Manchester Lines

Jackie Kay, music by Errollyn Wallen
Library Theatre Company
Number One First Street, Manchester

John Branwell (Eugene) Credit: Gerry Murray
Claire Brown (Pauline) Credit: Gerry Murray
Bettrys Jones (Anna) Credit: Gerry Murray
Amelia Donkor (Shanti, top) and Anne Kidd (Jessie) Credit: Gerry Murray
Tachia Newall (Omar) and John Branwell (Eugene) Credit: Gerry Murray
John Branwell (Eugene) and Marcquelle Ward (Louis) Credit: Gerry Murray

Following last year's award-winning production of Hard Times in an old mill building in Ancoats, Manchester's Library Theatre Company revealed that it was the first of a trilogy of Manchester-related new productions in unusual performances spaces. The second has just opened in an office building on the edge of Manchester's city centre, within spitting distance of the site of the proposed new combined Library Theatre and Cornerhouse Cinemas building, due to open in 2014.

The audience for Manchester Lines congregates on the ground floor of Number One First Street and is then taken up in the lift in groups, depending on the letter on the luggage tag given to you when you arrive. Each group is then taken through to the lost property office, where they are given the opportunity to browse the packed shelves of categorised, tagged belongings that have supposedly been lost on the public transport system before choosing from quite a variety of seats, from wooden school chairs to upturned plastic baskets.

The show focuses around Eugene, who runs the lost property office from his desk in the middle of the room (musical director Dominc Harlan is cast as his non-speaking assistant Arnold). He becomes the fulcrum for the stories of these disparate groups of people: Shanti looks after her mum Jessie who is suffering from dementia; middle-aged Pauline appears to losing her grip on the world, but her son Louis tries to keep her focussed; Anna is a depressed young girl who wishes to lose herself; Omar keeps losing his umbrella which has special family significance, and Eugene keeps finding it for him.

The concept of having the lives of different, unconnected people touch briefly through their connection to a lost property office is a great one, both as a device to tie together disparate storylines and as an overall metaphor for the show's theme of personal loss. There are some great characters with lots of story potential and some very moving moments. So why doesn't it entirely work?

Well first of all, it is a bit of a cheat to call this a "site-specific" work. Site-specific usually refers to a piece of theatre that is constructed around the characteristics of the space in which it is performed—so it would certainly qualify if it had taken place inside the actual Piccadilly Station lost property office—but this is just an elaborate stage set inside a large open-plan office, and so could have been anywhere where there was space for it to be built. The exception to this is in the last ten minutes when the audience is taken blinking into the remaining daylight to survey the city.

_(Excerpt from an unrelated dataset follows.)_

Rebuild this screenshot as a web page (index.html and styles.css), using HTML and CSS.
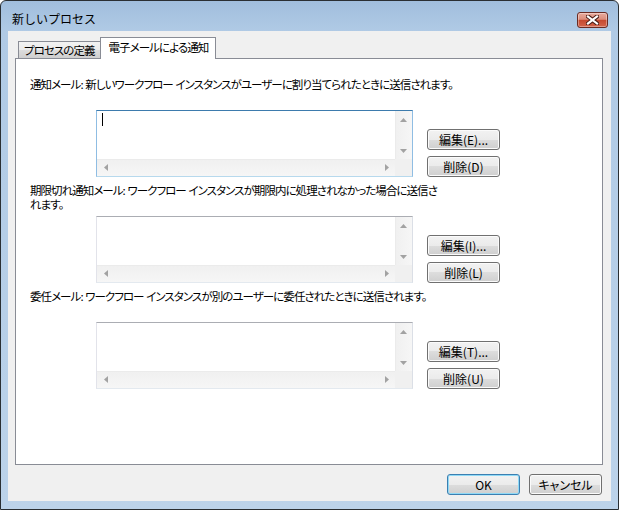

That last part is also the only bit of the performance that has any real connection with Manchester. Throughout the rest of the performance, the only characters who talk proudly of their heritage are not even from England, and all it would take would be to change the station names to set it in any large city in England, or even elsewhere in the world.

The idea apparently came from watching people scurrying about over the balcony at Piccadilly Station—shades of Sondheim's brilliantly concise "Another Hundred People" from Company—but the great idea of lots of unrelated people whose lives touch briefly through this one location falls down when we find that four of the six characters (other than Eugene who is just a catalyst for others' stories) are actually very closely related. This turns it into a story about a family connection with a couple of unrelated characters whose stories, in comparison, seem under-told, although the family story, despite some very moving scenes, doesn't really achieve its full potential either.

In fact the whole thing has the structure more of a poetry collection than a play, very heavy on the monologues—sometimes with a second person in the scene nodding self-consciously as he or she has nothing to say—and providing some beautifully-written fragments of stories, anecdotes and ideas that are often funny or moving. The songs mostly lack any real melody or structure and lyrics that may sound less banal if spoken rather than sung.

There are great performances all round, from John Branwell as Eugene, Claire Brown as Pauline, Amelia Donkor as Shanti, Bettrys Jones as Anna, Anne Kidd as Jessie, Tachia Newall as Omar and Marquelle Ward as Louis.

It's certainly an interesting experiment with some very good writing and performances, but it doesn't feel like a finished production. If viewed as a work-in-progress with some very good potential, it is worth a look.